■ PROBLEM REQUIREMENTS ■
Skip any picture you find and retype all the remaining lines exactly.

■ DATA SHOWN ■
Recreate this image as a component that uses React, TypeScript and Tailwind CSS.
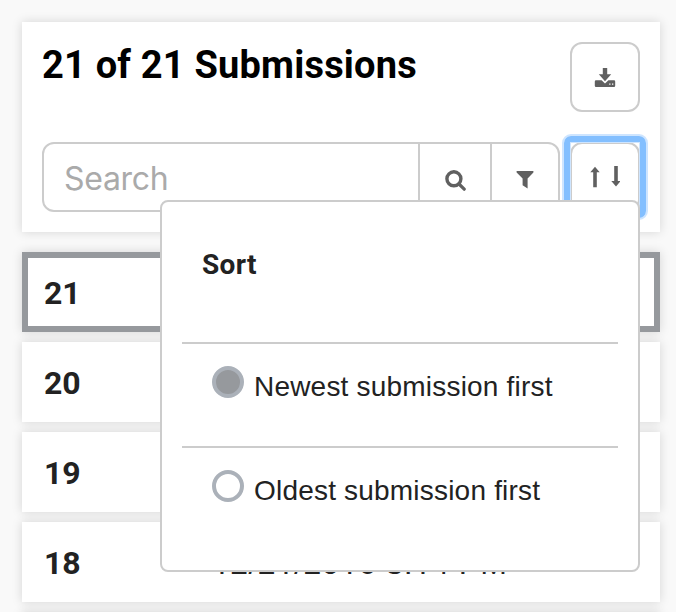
const SHADOW = "shadow-[0_0_10px_rgba(0,0,0,0.15)]";

function DownloadIcon() {
  return (
    <svg width="22" height="20" viewBox="0 0 22 20" fill="#606060">
      <path d="M8.8 0h4.4v6.2h4L11 13.2 4.8 6.2h4z" />
      <path fillRule="evenodd" d="M2 12.3h5.6L11 15.4l3.4-3.1H20a1.2 1.2 0 0 1 1.2 1.2v4.3A1.2 1.2 0 0 1 20 19H2a1.2 1.2 0 0 1-1.2-1.2v-4.3A1.2 1.2 0 0 1 2 12.3zM15.2 15.5v1.3h1.3v-1.3zM18 15.5v1.3h1.3v-1.3z" />
    </svg>
  );
}

function SearchIcon() {
  return (
    <svg width="21" height="21" viewBox="0 0 21 21" fill="none" stroke="#606060">
      <circle cx="8.9" cy="8.8" r="7" strokeWidth="3.4" />
      <path d="M14 14l5.2 5.2" strokeWidth="3.2" strokeLinecap="round" />
    </svg>
  );
}

function FilterIcon() {
  return (
    <svg width="18" height="18" viewBox="0 0 18 18" fill="#606060">
      <path d="M.6 0h16.8v1.6L11.6 7.6v10L6.6 14.2V7.6L.6 1.6z" />
    </svg>
  );
}

function SortIcon() {
  return (
    <svg width="30" height="22" viewBox="0 0 30 22" fill="#606060">
      <path d="M5 .8l4.7 5.4H6.8V21.2H3.2V6.2H.3zM24.2 0h3.6V15h2.9L26 20.5 21.3 15h2.9z" />
    </svg>
  );
}

const rows = [
  { id: 21, date: "", active: true },
  { id: 20, date: "" },
  { id: 19, date: "" },
  { id: 18, date: "12/21/2016 3:14 PM" },
];

// The digit one is set in Roboto, whose form has no foot.
function DateText({ value }: { value: string }) {
  return (
    <span className="-ml-0.5 whitespace-pre pt-[2px] text-[32px] leading-8 tracking-[0.35px] font-['Liberation_Sans',sans-serif]">
      {value.split(/(1)/).map((part, i) =>
        part === "1" ? <span key={i} className="font-[Roboto,sans-serif]">1</span> : part
      )}
    </span>
  );
}

function Option({ label, checked }: { label: string; checked?: boolean }) {
  return (
    <label className="mx-5 flex h-[104px] items-start border-t-2 border-[#ccc] pl-[30px] pt-[22px]">
      <span className={`size-8 shrink-0 rounded-full border-4 border-[#abb1b9] ${checked ? "bg-[#96999d]" : "bg-white"}`} />
      <span className="ml-[10px] mt-[5px] whitespace-nowrap text-[28px] leading-8 tracking-[0.2px] text-[#222] font-['Liberation_Sans',sans-serif]">{label}</span>
    </label>
  );
}

export default function App() {
  return (
    <div className="relative h-[612px] w-[676px] overflow-hidden bg-[#f9f9f9] pl-[22px] pt-[22px] pr-4 font-[Roboto,sans-serif]">
      <header className={`h-[210px] bg-white px-5 pt-5 ${SHADOW}`}>
        <div className="flex items-start justify-between">
          <h1 className="whitespace-nowrap text-[38px] font-bold leading-[46px] tracking-[0.2px] text-black">21 of 21 Submissions</h1>
          <button className="flex size-[70px] items-center justify-center rounded-xl border-2 border-[#ccc] pt-[2px]">
            <DownloadIcon />
          </button>
        </div>
        <div className="mt-[30px] flex gap-[10px]">
          <div className="flex h-[70px] w-[518px] rounded-xl border-2 border-[#ccc]">
            <div className="w-[374px] pl-5 text-[32px] leading-[70px] tracking-[-0.3px] text-[#aaa] font-[Inter,sans-serif]">Search</div>
            <button className="flex w-[72px] items-center justify-center border-l-2 border-[#ccc] pt-[6px]">
              <SearchIcon />
            </button>
            <button className="flex flex-1 items-center justify-center border-l-2 border-[#ccc] pr-px pt-[6px]">
              <FilterIcon />
            </button>
          </div>
          <button className="relative flex size-[70px] items-center justify-center rounded-xl border-2 border-[#ccc]">
            <SortIcon />
            <span className="absolute -inset-[10px] rounded-[9px] border-2 border-[#cee5ff]">
              <span className="block size-full rounded-[7px] border-[6px] border-[#83bfff]">
                <span className="block size-full border border-[#cee5ff]" />
              </span>
            </span>
          </button>
        </div>
      </header>
      <main className="mt-5 flex flex-col gap-[10px]">
        {rows.map((r) => (
          <div key={r.id} className={`flex h-20 shrink-0 items-center bg-white text-[#222] ${SHADOW} ${r.active ? "border-[6px] border-[#96999d] pl-4" : "pl-[22px]"}`}>
            <span className="w-[170px] pt-0.5 text-[32px] font-bold leading-10">{r.id}</span>
            {r.date && <DateText value={r.date} />}
          </div>
        ))}
        <div className={`h-20 shrink-0 bg-white ${SHADOW}`} />
      </main>
      <section className="absolute left-[160px] top-[200px] h-[372px] w-[480px] rounded-lg border-2 border-[#ccc] bg-white">
        <h2 className="h-[140px] pl-10 pt-[47px] text-[28px] font-bold leading-8 tracking-[0.35px] text-[#222]">Sort</h2>
        <Option label="Newest submission first" checked />
        <Option label="Oldest submission first" />
      </section>
    </div>
  );
}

■ SOLUTION TO THIS PROBLEM ■
Recreate this image as a component that uses React, TypeScript and Tailwind CSS.
const SHADOW = "shadow-[0_0_10px_rgba(0,0,0,0.15)]";

function DownloadIcon() {
  return (
    <svg width="22" height="20" viewBox="0 0 22 20" fill="#606060">
      <path d="M8.8 0h4.4v6.2h4L11 13.2 4.8 6.2h4z" />
      <path fillRule="evenodd" d="M2 12.3h5.6L11 15.4l3.4-3.1H20a1.2 1.2 0 0 1 1.2 1.2v4.3A1.2 1.2 0 0 1 20 19H2a1.2 1.2 0 0 1-1.2-1.2v-4.3A1.2 1.2 0 0 1 2 12.3zM15.2 15.5v1.3h1.3v-1.3zM18 15.5v1.3h1.3v-1.3z" />
    </svg>
  );
}

function SearchIcon() {
  return (
    <svg width="21" height="21" viewBox="0 0 21 21" fill="none" stroke="#606060">
      <circle cx="8.9" cy="8.8" r="7" strokeWidth="3.4" />
      <path d="M14 14l5.2 5.2" strokeWidth="3.2" strokeLinecap="round" />
    </svg>
  );
}

function FilterIcon() {
  return (
    <svg width="18" height="18" viewBox="0 0 18 18" fill="#606060">
      <path d="M.6 0h16.8v1.6L11.6 7.6v10L6.6 14.2V7.6L.6 1.6z" />
    </svg>
  );
}

function SortIcon() {
  return (
    <svg width="30" height="22" viewBox="0 0 30 22" fill="#606060">
      <path d="M5 .8l4.7 5.4H6.8V21.2H3.2V6.2H.3zM24.2 0h3.6V15h2.9L26 20.5 21.3 15h2.9z" />
    </svg>
  );
}

const rows = [
  { id: 21, date: "", active: true },
  { id: 20, date: "" },
  { id: 19, date: "" },
  { id: 18, date: "12/21/2016 3:14 PM" },
];

// The digit one is set in Roboto, whose form has no foot.
function DateText({ value }: { value: string }) {
  return (
    <span className="-ml-0.5 whitespace-pre pt-[2px] text-[32px] leading-8 tracking-[0.35px] font-['Liberation_Sans',sans-serif]">
      {value.split(/(1)/).map((part, i) =>
        part === "1" ? <span key={i} className="font-[Roboto,sans-serif]">1</span> : part
      )}
    </span>
  );
}

function Option({ label, checked }: { label: string; checked?: boolean }) {
  return (
    <label className="mx-5 flex h-[104px] items-start border-t-2 border-[#ccc] pl-[30px] pt-[22px]">
      <span className={`size-8 shrink-0 rounded-full border-4 border-[#abb1b9] ${checked ? "bg-[#96999d]" : "bg-white"}`} />
      <span className="ml-[10px] mt-[5px] whitespace-nowrap text-[28px] leading-8 tracking-[0.2px] text-[#222] font-['Liberation_Sans',sans-serif]">{label}</span>
    </label>
  );
}

export default function App() {
  return (
    <div className="relative h-[612px] w-[676px] overflow-hidden bg-[#f9f9f9] pl-[22px] pt-[22px] pr-4 font-[Roboto,sans-serif]">
      <header className={`h-[210px] bg-white px-5 pt-5 ${SHADOW}`}>
        <div className="flex items-start justify-between">
          <h1 className="whitespace-nowrap text-[38px] font-bold leading-[46px] tracking-[0.2px] text-black">21 of 21 Submissions</h1>
          <button className="flex size-[70px] items-center justify-center rounded-xl border-2 border-[#ccc] pt-[2px]">
            <DownloadIcon />
          </button>
        </div>
        <div className="mt-[30px] flex gap-[10px]">
          <div className="flex h-[70px] w-[518px] rounded-xl border-2 border-[#ccc]">
            <div className="w-[374px] pl-5 text-[32px] leading-[70px] tracking-[-0.3px] text-[#aaa] font-[Inter,sans-serif]">Search</div>
            <button className="flex w-[72px] items-center justify-center border-l-2 border-[#ccc] pt-[6px]">
              <SearchIcon />
            </button>
            <button className="flex flex-1 items-center justify-center border-l-2 border-[#ccc] pr-px pt-[6px]">
              <FilterIcon />
            </button>
          </div>
          <button className="relative flex size-[70px] items-center justify-center rounded-xl border-2 border-[#ccc]">
            <SortIcon />
            <span className="absolute -inset-[10px] rounded-[9px] border-2 border-[#cee5ff]">
              <span className="block size-full rounded-[7px] border-[6px] border-[#83bfff]">
                <span className="block size-full border border-[#cee5ff]" />
              </span>
            </span>
          </button>
        </div>
      </header>
      <main className="mt-5 flex flex-col gap-[10px]">
        {rows.map((r) => (
          <div key={r.id} className={`flex h-20 shrink-0 items-center bg-white text-[#222] ${SHADOW} ${r.active ? "border-[6px] border-[#96999d] pl-4" : "pl-[22px]"}`}>
            <span className="w-[170px] pt-0.5 text-[32px] font-bold leading-10">{r.id}</span>
            {r.date && <DateText value={r.date} />}
          </div>
        ))}
        <div className={`h-20 shrink-0 bg-white ${SHADOW}`} />
      </main>
      <section className="absolute left-[160px] top-[200px] h-[372px] w-[480px] rounded-lg border-2 border-[#ccc] bg-white">
        <h2 className="h-[140px] pl-10 pt-[47px] text-[28px] font-bold leading-8 tracking-[0.35px] text-[#222]">Sort</h2>
        <Option label="Newest submission first" checked />
        <Option label="Oldest submission first" />
      </section>
    </div>
  );
}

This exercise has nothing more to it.